Increases in tight oil production are driven by the use of horizontal drilling, in conjunction with multi-stage hydraulic fracturing, which provides both high initial production rates and high revenues at current oil prices. Additional technological and management improvements have increased the profitability of tight oil production, thereby expanding the economically recoverable tight oil resource base and accelerating the drive to produce tight oil. These technology and management improvements include, but are not confined to:

  • Multi-well drilling pads
  • Extended-reach horizontal laterals, up to 2 mi in length
  • Optimization of hydraulic fracturing through micro-seismic imaging and enhanced interpretation
  • Simultaneous hydraulic fracturing of multiple wells on a pad
  • Drilling bits designed for specific shale and tight formations
  • “Walking” drilling rigs.

Further improvements in technology, such as selective fracturing along the horizontal lateral to avoid zero or low production stages, based on local geologic characteristics, might further improve the economics of tight oil production. Even so, diminishing returns to scale and the depletion of the high-productivity “sweet spots” are expected to eventually slow the rate of growth in tight oil production. It is difficult to predict when that inflection point will be reached, because it can be pushed farther into the future by increases in the number of drilling rigs and further technological changes.

FORECAST OVERVIEW

The growth in U.S. crude oil production over the past several years has come largely from onshore basins in which E&P companies are most active, Fig. 1. Currently, the most important basins for production growth are the Williston in North Dakota and Montana, which includes the Bakken formation, the Western Gulf in south Texas, which includes the Eagle Ford formation, and the Permian in West Texas and southeastern New Mexico, which includes the Spraberry and Wolfcamp formations.

 

Key onshore crude oil production basins.
Fig. 1. Key onshore crude oil production basins.



At present, drilling activity is focused mostly on “tight,” or very-low-permeability geologic formations, including shales, chalks and mudstones. These formations are particularly attractive, because the drilling and fracturing of long horizontal well laterals yields high initial production volumes.

EIA estimates that total U.S. oil production will increase from 6.89 million bopd in November 2012 to 8.15 million bopd in December 2014, Fig. 2. In the Lower 48 states, excluding the Gulf of Mexico federal offshore region, production is forecast to rise from 4.97 to 6.10 million bopd over the same period, representing most of the increase in U.S. oil output.

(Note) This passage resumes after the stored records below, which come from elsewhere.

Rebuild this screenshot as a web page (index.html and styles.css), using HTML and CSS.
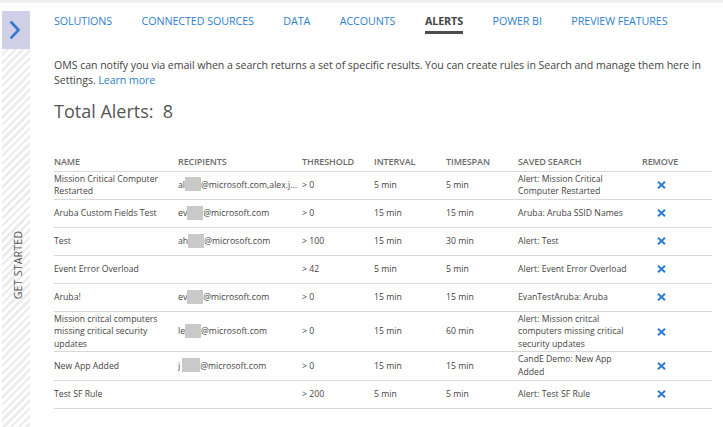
FILE: index.html
```html
<!DOCTYPE html>
<html>
<head>
<meta charset="utf-8">
<link rel="stylesheet" href="styles.css">
</head>
<body>
<div class="topbar"></div>
<div class="layout">
  <aside class="side">
    <div class="toggle">
      <svg width="28" height="38" viewBox="0 0 28 38"><path d="M9.5 11.5 L16.5 19 L9.5 26.5" fill="none" stroke="#3478cc" stroke-width="2.6" stroke-linecap="square"/></svg>
    </div>
    <div class="striped"><span class="get">GET STARTED</span></div>
  </aside>
  <main class="main">
    <nav class="tabs">
      <a class="tab">SOLUTIONS</a>
      <a class="tab">CONNECTED SOURCES</a>
      <a class="tab">DATA</a>
      <a class="tab">ACCOUNTS</a>
      <a class="tab active">ALERTS</a>
      <a class="tab">POWER BI</a>
      <a class="tab">PREVIEW FEATURES</a>
    </nav>
    <p class="intro"><span>OMS can notify you via email when a search returns a set of specific results. You can create rules in Search and manage them here in</span> <span>Settings.</span> <a class="link">Learn more</a></p>
    <h1 class="total">Total Alerts:&nbsp; 8</h1>
    <table class="alerts">
      <colgroup>
        <col class="c-name"><col class="c-rec"><col class="c-thr"><col class="c-int"><col class="c-ts"><col class="c-ss"><col class="c-rm">
      </colgroup>
      <thead>
        <tr><th>NAME</th><th>RECIPIENTS</th><th>THRESHOLD</th><th>INTERVAL</th><th>TIMESPAN</th><th>SAVED SEARCH</th><th>REMOVE</th></tr>
      </thead>
      <tbody>
        <tr><td>Mission Critical Computer Restarted</td><td class="rec">al<span class="redact"></span>@microsoft.com,alex.j...</td><td>&gt; 0</td><td>5 min</td><td>5 min</td><td>Alert: Mission Critical Computer Restarted</td><td><span class="x"><svg width="9" height="8" viewBox="0 0 9 8"><path d="M1 0.8 L8 7.2 M8 0.8 L1 7.2" stroke="#2c7bd0" stroke-width="2"/></svg></span></td></tr>
        <tr><td>Aruba Custom Fields Test</td><td class="rec">ev<span class="redact"></span>@microsoft.com</td><td>&gt; 0</td><td>15 min</td><td>15 min</td><td>Aruba: Aruba SSID Names</td><td><span class="x"><svg width="9" height="8" viewBox="0 0 9 8"><path d="M1 0.8 L8 7.2 M8 0.8 L1 7.2" stroke="#2c7bd0" stroke-width="2"/></svg></span></td></tr>
        <tr><td>Test</td><td class="rec">ah<span class="redact"></span>@microsoft.com</td><td>&gt; 100</td><td>15 min</td><td>30 min</td><td>Alert: Test</td><td><span class="x"><svg width="9" height="8" viewBox="0 0 9 8"><path d="M1 0.8 L8 7.2 M8 0.8 L1 7.2" stroke="#2c7bd0" stroke-width="2"/></svg></span></td></tr>
        <tr><td>Event Error Overload</td><td class="rec"></td><td>&gt; 42</td><td>5 min</td><td>5 min</td><td>Alert: Event Error Overload</td><td><span class="x"><svg width="9" height="8" viewBox="0 0 9 8"><path d="M1 0.8 L8 7.2 M8 0.8 L1 7.2" stroke="#2c7bd0" stroke-width="2"/></svg></span></td></tr>
        <tr><td>Aruba!</td><td class="rec">ev<span class="redact"></span>@microsoft.com</td><td>&gt; 0</td><td>15 min</td><td>15 min</td><td>EvanTestAruba: Aruba</td><td><span class="x"><svg width="9" height="8" viewBox="0 0 9 8"><path d="M1 0.8 L8 7.2 M8 0.8 L1 7.2" stroke="#2c7bd0" stroke-width="2"/></svg></span></td></tr>
        <tr><td>Mission critcal computers missing critical security updates</td><td class="rec">le<span class="redact"></span>@microsoft.com</td><td>&gt; 0</td><td>15 min</td><td>60 min</td><td>Alert: Mission critcal computers missing critical security updates</td><td><span class="x"><svg width="9" height="8" viewBox="0 0 9 8"><path d="M1 0.8 L8 7.2 M8 0.8 L1 7.2" stroke="#2c7bd0" stroke-width="2"/></svg></span></td></tr>
        <tr><td>New App Added</td><td class="rec">j<span class="redact wide"></span>@microsoft.com</td><td>&gt; 0</td><td>15 min</td><td>15 min</td><td>CandE Demo: New App Added</td><td><span class="x"><svg width="9" height="8" viewBox="0 0 9 8"><path d="M1 0.8 L8 7.2 M8 0.8 L1 7.2" stroke="#2c7bd0" stroke-width="2"/></svg></span></td></tr>
        <tr><td>Test SF Rule</td><td class="rec"></td><td>&gt; 200</td><td>5 min</td><td>5 min</td><td>Alert: Test SF Rule</td><td><span class="x"><svg width="9" height="8" viewBox="0 0 9 8"><path d="M1 0.8 L8 7.2 M8 0.8 L1 7.2" stroke="#2c7bd0" stroke-width="2"/></svg></span></td></tr>
      </tbody>
    </table>
  </main>
</div>
</body>
</html>
```

FILE: styles.css
```css
* { box-sizing: border-box; }
html, body { margin: 0; padding: 0; background: #fff; }
body {
  font-family: "Open Sans", "Noto Sans", sans-serif;
  color: #444;
  width: 723px;
  height: 427px;
  overflow: hidden;
}
.topbar { height: 3px; background: #efefef; }
.layout { display: flex; height: 424px; }
.side {
  width: 28px;
  margin-left: 2px;
  margin-top: 8px;
  display: flex;
  flex-direction: column;
  flex: none;
}
.toggle {
  height: 38px;
  background: #cfcfe8;
  display: flex;
}
.striped {
  flex: 1;
  background: repeating-linear-gradient(135deg, #ffffff 0px, #ffffff 3px, #ececec 3px, #ececec 5.5px);
  position: relative;
}
.get {
  position: absolute;
  left: 50%;
  top: 216px;
  transform: translate(-50%, -50%) rotate(-90deg);
  font-size: 10.6px;
  color: #555;
  letter-spacing: 0.2px;
  white-space: nowrap;
  margin-left: 2px;
}
.main { flex: 1; padding-left: 24px; padding-right: 7px; }
.tabs {
  display: flex;
  gap: 29.5px;
  height: 31px;
  padding-top: 11px;
}
.tab {
  font-size: 10.75px;
  color: #2f80d1;
  line-height: 15px;
  height: 20px;
  letter-spacing: -0.1px;
}
.tab.active {
  color: #444;
  font-weight: 700;
  border-bottom: 3px solid #4a4d52;
}
.intro {
  margin: 24px 0 0;
  font-size: 10.6px;
  line-height: 15px;
  color: #444;
  letter-spacing: -0.05px;
}
.link { color: #2a7fc2; }
.total {
  margin: 10px 0 0;
  font-size: 18px;
  font-weight: 400;
  color: #555;
  line-height: 26px;
}
.alerts {
  margin-top: 32px;
  border-collapse: collapse;
  table-layout: fixed;
  width: 658px;
  font-size: 8.7px;
  line-height: 12.6px;
}
.c-name, .c-rec, .c-ss { width: 124px; }
.c-thr, .c-int, .c-ts { width: 72px; }
.c-rm { width: 70px; }
.alerts th {
  text-align: left;
  font-size: 9px;
  font-weight: 600;
  color: #6b6b6b;
  padding: 0 0 1px;
  height: 15px;
  border-bottom: 1px solid #d9d9d9;
  vertical-align: middle;
  letter-spacing: -0.1px;
}
.alerts td {
  height: 28px;
  padding: 1px 6px 1px 0;
  vertical-align: middle;
  border-bottom: 1px solid #d9d9d9;
  color: #444;
}
.alerts td.rec { white-space: nowrap; overflow: hidden; padding-right: 0; }
.redact {
  display: inline-block;
  width: 16px;
  height: 14px;
  background: #c9c9c9;
  vertical-align: middle;
  margin-top: -2px;
}
.redact.wide { width: 18px; margin-left: 2px; }
.x {
  display: flex;
  width: 38px;
  justify-content: center;
}
.x svg { display: block; }
```
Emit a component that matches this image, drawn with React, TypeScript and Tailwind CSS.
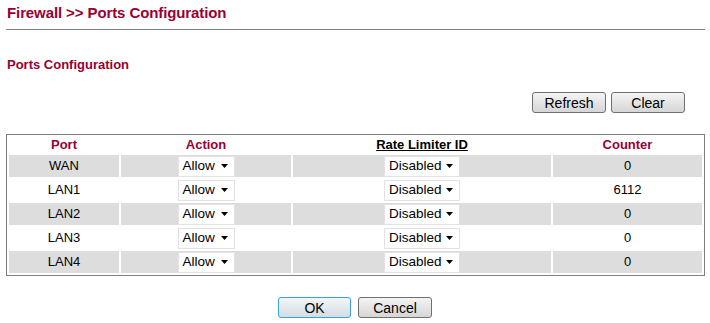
const rows = [
  { port: "WAN", counter: "0" },
  { port: "LAN1", counter: "6112" },
  { port: "LAN2", counter: "0" },
  { port: "LAN3", counter: "0" },
  { port: "LAN4", counter: "0" },
];

function FakeSelect({ value, width }: { value: string; width: string }) {
  return (
    <div
      className={`mx-auto flex h-[21px] items-center justify-between border border-[#e2e2e2] bg-white pl-[4px] pr-[6px] text-[13.5px] leading-none text-black ${width}`}
    >
      <span>{value}</span>
      <svg width="7" height="4" viewBox="0 0 7 4">
        <path d="M0 0h7L3.5 4z" fill="#000" />
      </svg>
    </div>
  );
}

function Btn({ label, primary }: { label: string; primary?: boolean }) {
  return (
    <button
      className={
        primary
          ? "h-[21px] w-[73px] rounded-[3px] border border-[#3c9fe0] bg-linear-to-b from-[#f3f6f8] to-[#d3dde4] text-[14px] leading-none text-black"
          : "h-[21px] w-[74px] rounded-[3px] border border-[#707070] bg-linear-to-b from-[#f4f4f4] to-[#d6d6d6] text-[14px] leading-none text-black"
      }
    >
      {label}
    </button>
  );
}

export default function App() {
  return (
    <div
      className="h-[323px] w-[710px] bg-white pl-[6px] pt-[4px] text-black"
      style={{ fontFamily: '"Liberation Sans", Arial, sans-serif' }}
    >
      <div className="w-[699px]">
        <div className="pl-[1px] text-[15px] font-bold leading-[18px] tracking-[-0.1px] text-[#990033]">
          Firewall &gt;&gt; Ports Configuration
        </div>
        <div className="mt-[7px] h-[1px] bg-[#808080]" />
        <div className="mt-[27px] pl-[1px] text-[13px] font-bold leading-[16px] text-[#990033]">
          Ports Configuration
        </div>
        <div className="mt-[19px] flex justify-end gap-[5px] pr-[20px]">
          <Btn label="Refresh" />
          <Btn label="Clear" />
        </div>
        <table className="mt-[21px] w-[699px] table-fixed border-separate border-spacing-[2px] border border-[#808080] text-[13px]">
          <thead>
            <tr className="h-[16px] font-bold leading-[16px]">
              <th className="w-[110px] p-0 text-[#990033]">Port</th>
              <th className="w-[170px] p-0 text-[#990033]">Action</th>
              <th className="w-[258px] p-0 text-black underline">Rate Limiter ID</th>
              <th className="p-0 text-[#990033]">Counter</th>
            </tr>
          </thead>
          <tbody>
            {rows.map((r, i) => {
              const bg = i % 2 === 0 ? "bg-[#dddddd]" : "bg-white";
              return (
                <tr key={r.port} className="h-[22px]">
                  <td className={`p-0 text-center ${bg}`}>{r.port}</td>
                  <td className={`p-0 ${bg}`}>
                    <FakeSelect value="Allow" width="w-[57px]" />
                  </td>
                  <td className={`p-0 ${bg}`}>
                    <FakeSelect value="Disabled" width="w-[76px]" />
                  </td>
                  <td className={`p-0 text-center ${bg}`}>{r.counter}</td>
                </tr>
              );
            })}
          </tbody>
        </table>
        <div className="mt-[21px] flex justify-center gap-[7px] pr-[1px]">
          <Btn label="OK" primary />
          <Btn label="Cancel" />
        </div>
      </div>
    </div>
  );
}
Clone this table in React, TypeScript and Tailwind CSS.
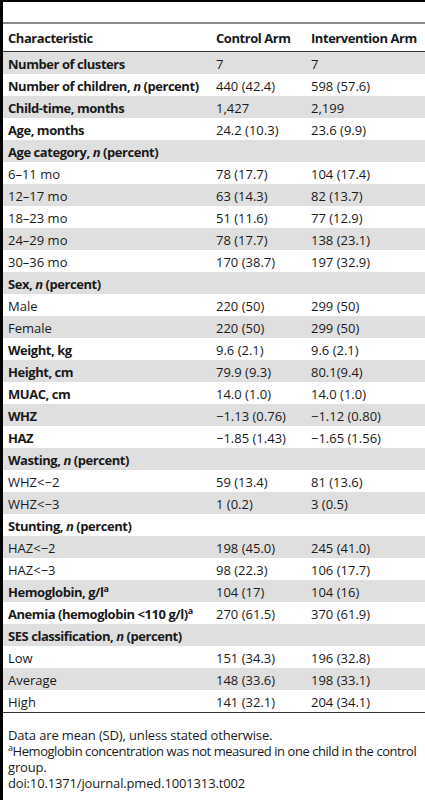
import React from "react";

type Row = { label: React.ReactNode; bold?: boolean; c?: string; i?: string };

const N = () => <i>n</i>;
const Sup = () => <span className="text-[9px] leading-none relative -top-[5px] font-bold">a</span>;

const rows: Row[] = [
  { label: "Number of clusters", bold: true, c: "7", i: "7" },
  { label: <>Number of children, <N /> (percent)</>, bold: true, c: "440 (42.4)", i: "598 (57.6)" },
  { label: "Child-time, months", bold: true, c: "1,427", i: "2,199" },
  { label: "Age, months", bold: true, c: "24.2 (10.3)", i: "23.6 (9.9)" },
  { label: <>Age category, <N /> (percent)</>, bold: true },
  { label: "6–11 mo", c: "78 (17.7)", i: "104 (17.4)" },
  { label: "12–17 mo", c: "63 (14.3)", i: "82 (13.7)" },
  { label: "18–23 mo", c: "51 (11.6)", i: "77 (12.9)" },
  { label: "24–29 mo", c: "78 (17.7)", i: "138 (23.1)" },
  { label: "30–36 mo", c: "170 (38.7)", i: "197 (32.9)" },
  { label: <>Sex, <N /> (percent)</>, bold: true },
  { label: "Male", c: "220 (50)", i: "299 (50)" },
  { label: "Female", c: "220 (50)", i: "299 (50)" },
  { label: "Weight, kg", bold: true, c: "9.6 (2.1)", i: "9.6 (2.1)" },
  { label: "Height, cm", bold: true, c: "79.9 (9.3)", i: "80.1(9.4)" },
  { label: "MUAC, cm", bold: true, c: "14.0 (1.0)", i: "14.0 (1.0)" },
  { label: "WHZ", bold: true, c: "−1.13 (0.76)", i: "−1.12 (0.80)" },
  { label: "HAZ", bold: true, c: "−1.85 (1.43)", i: "−1.65 (1.56)" },
  { label: <>Wasting, <N /> (percent)</>, bold: true },
  { label: "WHZ<−2", c: "59 (13.4)", i: "81 (13.6)" },
  { label: "WHZ<−3", c: "1 (0.2)", i: "3 (0.5)" },
  { label: <>Stunting, <N /> (percent)</>, bold: true },
  { label: "HAZ<−2", c: "198 (45.0)", i: "245 (41.0)" },
  { label: "HAZ<−3", c: "98 (22.3)", i: "106 (17.7)" },
  { label: <>Hemoglobin, g/l<Sup /></>, bold: true, c: "104 (17)", i: "104 (16)" },
  { label: <>Anemia (hemoglobin &lt;110 g/l)<Sup /></>, bold: true, c: "270 (61.5)", i: "370 (61.9)" },
  { label: <>SES classification, <N /> (percent)</>, bold: true },
  { label: "Low", c: "151 (34.3)", i: "196 (32.8)" },
  { label: "Average", c: "148 (33.6)", i: "198 (33.1)" },
  { label: "High", c: "141 (32.1)", i: "204 (34.1)" },
];

export default function App() {
  return (
    <div
      className="w-[425px] h-[800px] bg-white border-l-[3px] border-black text-[#1a1a1a] text-[13px] leading-[22px]"
      style={{ fontFamily: '"Open Sans", "Noto Sans", Arial, sans-serif' }}
    >
      <div className="h-[2px] bg-black" />
      <div className="h-[20px]" />
      <div className="h-[2px] bg-[#8a8a8a]" />
      <div className="grid grid-cols-[213px_95px_1fr] h-[28px] items-center font-bold tracking-[-0.45px] border-b border-[#333]">
        <div className="pl-[5px]">Characteristic</div>
        <div>Control Arm</div>
        <div>Intervention Arm</div>
      </div>
      {rows.map((r, k) => (
        <div
          key={k}
          className={`grid grid-cols-[213px_95px_1fr] h-[22px] items-center pt-px ${k % 2 === 0 ? "bg-[#dfdfdf]" : "bg-white"}`}
        >
          <div className={`pl-[5px] whitespace-nowrap ${r.bold ? "font-bold tracking-[-0.45px]" : ""}`}>{r.label}</div>
          <div className="whitespace-nowrap">{r.c ?? ""}</div>
          <div className="whitespace-nowrap">{r.i ?? ""}</div>
        </div>
      ))}
      <div className="h-px bg-[#333]" />
      <div className="pl-[5px] pt-[14px] text-[13px] leading-[16px]">
        <div className="tracking-[-0.15px]">Data are mean (SD), unless stated otherwise.</div>
        <div className="whitespace-nowrap tracking-[-0.45px]">
          <span className="inline-block text-[9px] leading-none align-top">a</span>Hemoglobin concentration was not measured in one child in the control
        </div>
        <div className="tracking-[-0.15px]">group.</div>
        <div className="tracking-[-0.15px]">doi:10.1371/journal.pmed.1001313.t002</div>
      </div>
    </div>
  );
}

Oil production from offshore fields is expected to resume an upward trajectory, as operators intensify exploration and development in the deepwater portions of the Federal GOM. Federal GOM production should increase from 1.37 million bopd in November 2012 to 1.55 million bopd in December 2014. At the same time, EIA expects that the contribution from Alaska and other mature onshore areas in the Lower 48 states will continue to wane.

 

Regional oil production forecasts. 
Fig. 2. Regional oil production forecasts.



It is expected that E&P companies will continue to focus primarily on existing and emerging tight oil formations, where the combination of horizontal drilling and hydraulic fracturing generates high initial production rates. While oil production from other sources will continue to account for most of the country’s output, production volumes from tight formations, such as the Bakken, Eagle Ford and Spraberry, are forecast to steadily increase tight oil’s production share, reaching about one-third of total U.S. oil output by 2014, Fig. 3.

 

Selected tight oil production history and U.S. oil production forecast.
Fig. 3. Selected tight oil production history and U.S. oil production forecast.



PRODUCTION GROWTH FOLLOWS DRILLING

Tight oil production growth is driven by the number of rigs drilling wells, how quickly those rigs can drill a well, how productive each well is initially, and how quickly production from each well declines. Forecasting this growth in production depends both on historical data and assumptions about potential changes to each of these factors. Drilling activity is a leading indicator of future production growth, because it is the most current data available. Drilling activity is measured by the number of rigs drilling for oil and/or natural gas within a region.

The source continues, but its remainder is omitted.